MARTINEZ, Calif. (KTVU) - A tight knit community in Martinez is rallying around 22-year-old man who received a devastating medical diagnosis.
Osiel Mendoza has ALS. On Wednesday night, there was an emotional and uplifting benefit held in his honor with the proceeds going to ALS research to find a cure.
It was the first time Mendoza was reunited with the people he calls his second family since his diagnosis eight months ago.
At Hidden Lakes Park Soccer Field, Mendoza was greeted by his former varsity soccer team from Alhambra High .
"It's hard not to get emotional. I spent four years with these guys," says Mendoza.

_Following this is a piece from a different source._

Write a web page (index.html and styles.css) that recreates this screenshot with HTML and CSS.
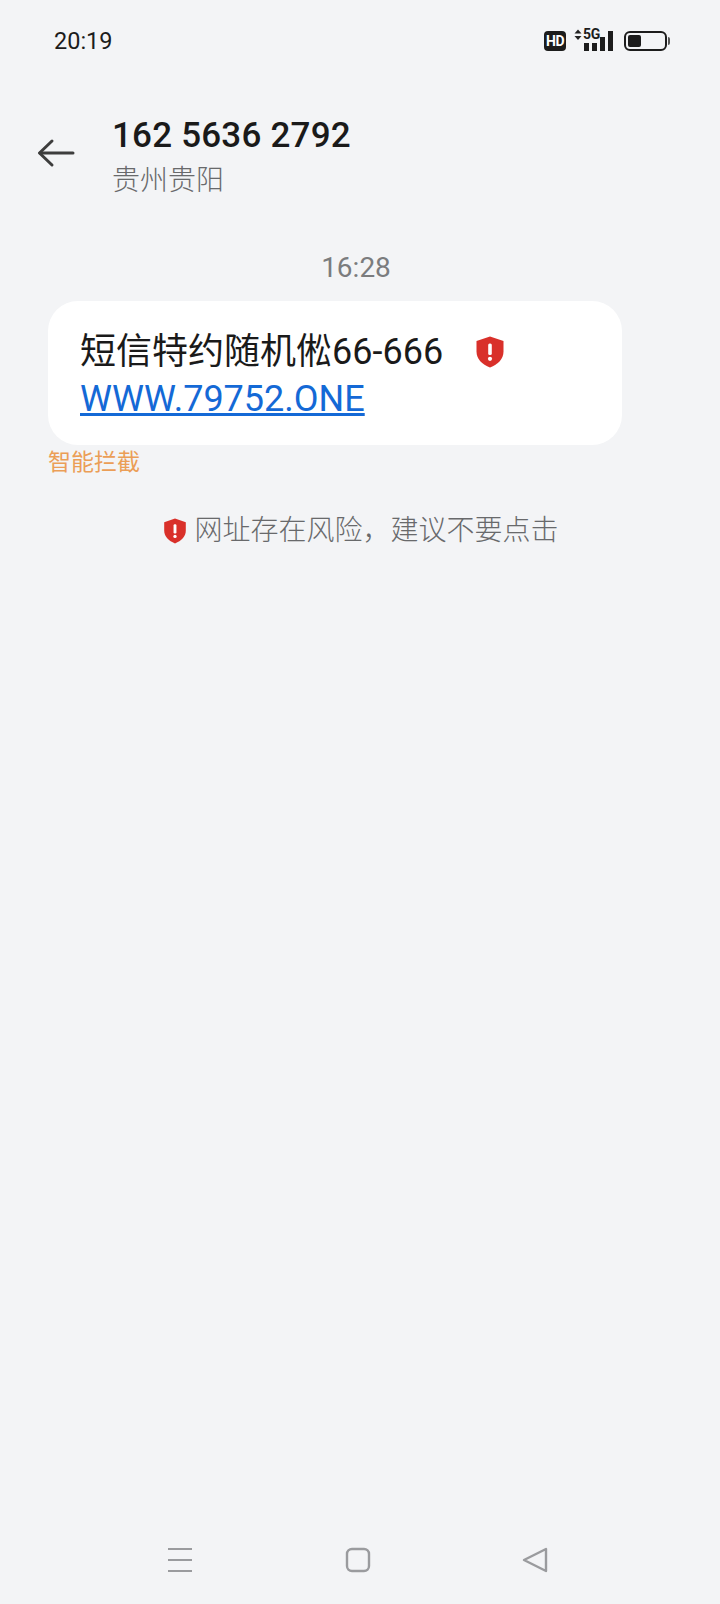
FILE: index.html
```html
<!DOCTYPE html>
<html lang="zh-CN">
<head>
    <meta charset="UTF-8">
    <meta name="viewport" content="width=device-width, initial-scale=1.0">
    <title>短信</title>
    <link rel="stylesheet" href="styles.css">
</head>
<body>
    <div class="screen">
        <div class="status-bar">
            <span class="clock">20:19</span>
            <div class="status-icons">
                <span class="hd-badge">HD</span>
                <div class="signal">
                    <svg class="updown" width="8" height="12" viewBox="0 0 8 12">
                        <path d="M4 0.5 7.5 4.5H0.5Z M0.5 7H7.5L4 11Z" fill="#222"></path>
                    </svg>
                    <span class="five-g">5G</span>
                    <div class="bars">
                        <i class="bar bar-1"></i>
                        <i class="bar bar-2"></i>
                        <i class="bar bar-3"></i>
                        <i class="bar bar-4"></i>
                    </div>
                </div>
                <div class="battery">
                    <div class="battery-body"><div class="battery-level"></div></div>
                    <div class="battery-cap"></div>
                </div>
            </div>
        </div>

        <header class="top-bar">
            <button class="back" aria-label="返回">
                <svg width="38" height="30" viewBox="0 0 38 30" fill="none" stroke="#3d3d3d" stroke-width="3" stroke-linecap="round" stroke-linejoin="round">
                    <path d="M36 15H3"></path>
                    <path d="M15 3 2.5 15 15 27"></path>
                </svg>
            </button>
            <div class="contact">
                <div class="number">162 5636 2792</div>
                <div class="place">贵州贵阳</div>
            </div>
        </header>

        <main class="thread">
            <div class="time">16:28</div>
            <div class="bubble">
                <div class="line">
                    <span>短信特约随机倯66-666</span>
                    <svg class="shield shield-big" viewBox="0 0 30 32">
                        <path d="M15 0.5 28.5 5V15.5C28.5 23 23 28.5 15 31.5 7 28.5 1.5 23 1.5 15.5V5Z" fill="#d9302a"></path>
                        <rect x="13.2" y="7.5" width="3.6" height="11.5" rx="1.5" fill="#fff"></rect>
                        <circle cx="15" cy="22.8" r="2.1" fill="#fff"></circle>
                    </svg>
                </div>
                <a class="link" href="#">WWW.79752.ONE</a>
            </div>
            <div class="blocked">智能拦截</div>
            <div class="warning">
                <svg class="shield shield-small" viewBox="0 0 30 32">
                    <path d="M15 0.5 28.5 5V15.5C28.5 23 23 28.5 15 31.5 7 28.5 1.5 23 1.5 15.5V5Z" fill="#d9302a"></path>
                    <rect x="13.2" y="7.5" width="3.6" height="11.5" rx="1.5" fill="#fff"></rect>
                    <circle cx="15" cy="22.8" r="2.1" fill="#fff"></circle>
                </svg>
                <span>网址存在风险，建议不要点击</span>
            </div>
        </main>

        <nav class="nav-bar">
            <svg width="26" height="26" viewBox="0 0 26 26" fill="none" stroke="#9a9b9e" stroke-width="2">
                <path d="M1 2H25M1 13H25M1 24H25"></path>
            </svg>
            <svg width="26" height="26" viewBox="0 0 26 26" fill="none" stroke="#9a9b9e" stroke-width="2.4">
                <rect x="2" y="2" width="22" height="22" rx="5"></rect>
            </svg>
            <svg width="26" height="26" viewBox="0 0 26 26" fill="none" stroke="#9a9b9e" stroke-width="2.4" stroke-linejoin="round">
                <path d="M24 2V24L2 13Z"></path>
            </svg>
        </nav>
    </div>
</body>
</html>
```

FILE: styles.css
```css
:root {
    --bg-color: #f3f4f6;
    --text-color: #1a1a1a;
    --muted-color: #7b7c7e;
    --soft-color: #68696b;
    --link-color: #1469d6;
    --warn-color: #eb9e57;
}

* {
    margin: 0;
    padding: 0;
    box-sizing: border-box;
}

body {
    font-family: Roboto, "Noto Sans CJK SC", sans-serif;
    background-color: var(--bg-color);
    color: var(--text-color);
}

.screen {
    width: 720px;
    height: 1604px;
    display: flex;
    flex-direction: column;
    overflow: hidden;
}

.status-bar {
    height: 82px;
    padding: 0 50px 0 54px;
    display: flex;
    align-items: center;
    justify-content: space-between;
}

.clock {
    font-size: 23.5px;
    color: #1c1c1c;
}

.status-icons {
    display: flex;
    align-items: center;
}

.hd-badge {
    width: 22px;
    height: 20px;
    margin-right: 8px;
    border-radius: 4px;
    background-color: #1c1c1c;
    color: #fff;
    font-size: 14px;
    font-weight: 700;
    line-height: 20px;
    text-align: center;
    letter-spacing: -0.5px;
}

.signal {
    position: relative;
    width: 39px;
    height: 24px;
    margin-right: 11px;
}

.updown {
    position: absolute;
    left: 0;
    top: 0;
}

.five-g {
    position: absolute;
    left: 9px;
    top: -3px;
    font-size: 14px;
    font-weight: 700;
    line-height: 16px;
    color: #1c1c1c;
    letter-spacing: -0.3px;
}

.bars {
    position: absolute;
    left: 10px;
    right: 0;
    bottom: 2px;
    display: flex;
    align-items: flex-end;
    gap: 3px;
}

.bar {
    width: 5px;
    background-color: #1c1c1c;
}

.bar-1 { height: 8px; }
.bar-2 { height: 8px; }
.bar-3 { height: 14px; }
.bar-4 { height: 20px; }

.battery {
    display: flex;
    align-items: center;
}

.battery-body {
    width: 43px;
    height: 20px;
    padding: 2px;
    border: 2px solid #1c1c1c;
    border-radius: 6px;
}

.battery-level {
    width: 13px;
    height: 100%;
    border-radius: 2px;
    background-color: #1c1c1c;
}

.battery-cap {
    width: 2px;
    height: 8px;
    margin-left: 1px;
    border-radius: 0 2px 2px 0;
    background-color: #555;
}

.top-bar {
    display: flex;
    align-items: center;
    padding: 32px 0 0 37px;
}

.back {
    display: flex;
    margin: 0 37px 10px 0;
    border: none;
    background: none;
}

.number {
    font-size: 35px;
    font-weight: 500;
    line-height: 44px;
    letter-spacing: 0.2px;
}

.place {
    margin-top: 3px;
    font-size: 28px;
    font-weight: 300;
    line-height: 40px;
    color: var(--soft-color);
}

.thread {
    flex: 1;
    display: flex;
    flex-direction: column;
    padding-top: 47px;
}

.time {
    padding-right: 8px;
    font-size: 28px;
    line-height: 40px;
    text-align: center;
    color: var(--muted-color);
}

.bubble {
    width: 574px;
    height: 144px;
    margin: 13px 0 0 48px;
    padding: 28px 32px 0;
    border-radius: 30px;
    background-color: #fff;
}

.line {
    display: flex;
    align-items: center;
    height: 46px;
    font-size: 36px;
    line-height: 46px;
}

.shield {
    flex-shrink: 0;
}

.shield-big {
    width: 30px;
    height: 32px;
    margin-left: 32px;
}

.link {
    display: block;
    width: fit-content;
    margin-top: 1px;
    font-size: 36px;
    line-height: 46px;
    color: var(--link-color);
}

.blocked {
    margin: 2px 0 0 48px;
    font-size: 23px;
    line-height: 32px;
    color: var(--warn-color);
}

.warning {
    display: flex;
    align-items: center;
    justify-content: center;
    gap: 7px;
    margin-top: 30px;
    padding-left: 2px;
    font-size: 28px;
    font-weight: 300;
    line-height: 44px;
    color: var(--soft-color);
}

.shield-small {
    width: 24px;
    height: 26px;
}

.nav-bar {
    display: flex;
    align-items: center;
    justify-content: space-between;
    padding: 0 172px 31px 167px;
}
```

The alumni team is Mendoza in his fight against ALS, a neurodegenerative disease that is often deadly within just a few years.
"Physically, my body is getting worse every single day," says Mendoza.
ALS kills neurons that control voluntary muscles It results in difficulty with speaking, swallowing and eventually breathing.
On this night, his friends are playing a match to raise money for ALS research a benefit put on by his former coach.
"There's a lot of people with that diagnosis who would take a different approach. He took a courageous approach to get the word out," says Mark Eitelgeorge, Mendoza's former varsity soccer coach at Alhambra High.
"I wish I could be out here playing soccer with everyone but it's hard to walk now. I can't run. I can't play any kind of sport. At college, in the past few months, it was hard to take notes in class," Mendoza says.
Still, he graduated on June 19 from the University of Oregon.
Mendoza was team captain for Alhambra High in his junior and senior years. A former teammate describes him as a natural leader.
"He's like a bigger brother to me. I look up to him. He's a strong person," says Juan Sanchez, a former teammate and friend.
On a light hearted note before the soccer match, some teammates braved the ice bucket challenge to help raise money for ALS research....
At AT&T Park earlier in the day, Mendoza and others were honored during a pregame ceremony for their strength and work in helping to raise money for research.
Mendoza acknowledges that there are dark days as he copes with the disease.
"At the end of the day, I sit down and can't help it but break down and cry," says Mendoza.
But helping him through the darkness is the camaraderie that was evident throughout the years Mendoza spent with his team.
From singing "Lean On Me" after a game, to what his team mates are doing to support his journey now.
"I'm not going to let a disease take anything away from me. I'm going to fight every single day," says Mendoza.
At the end of the benefit match, the team honored Mendoza by giving him s a captain's armband.
Mendoza says he's going ahead with his dreams.
He plans to get married in September. He's also looking for a job in sports and nonprofit organizations.
Mendoza says there is no time to waste. He wants to live life to the fullest.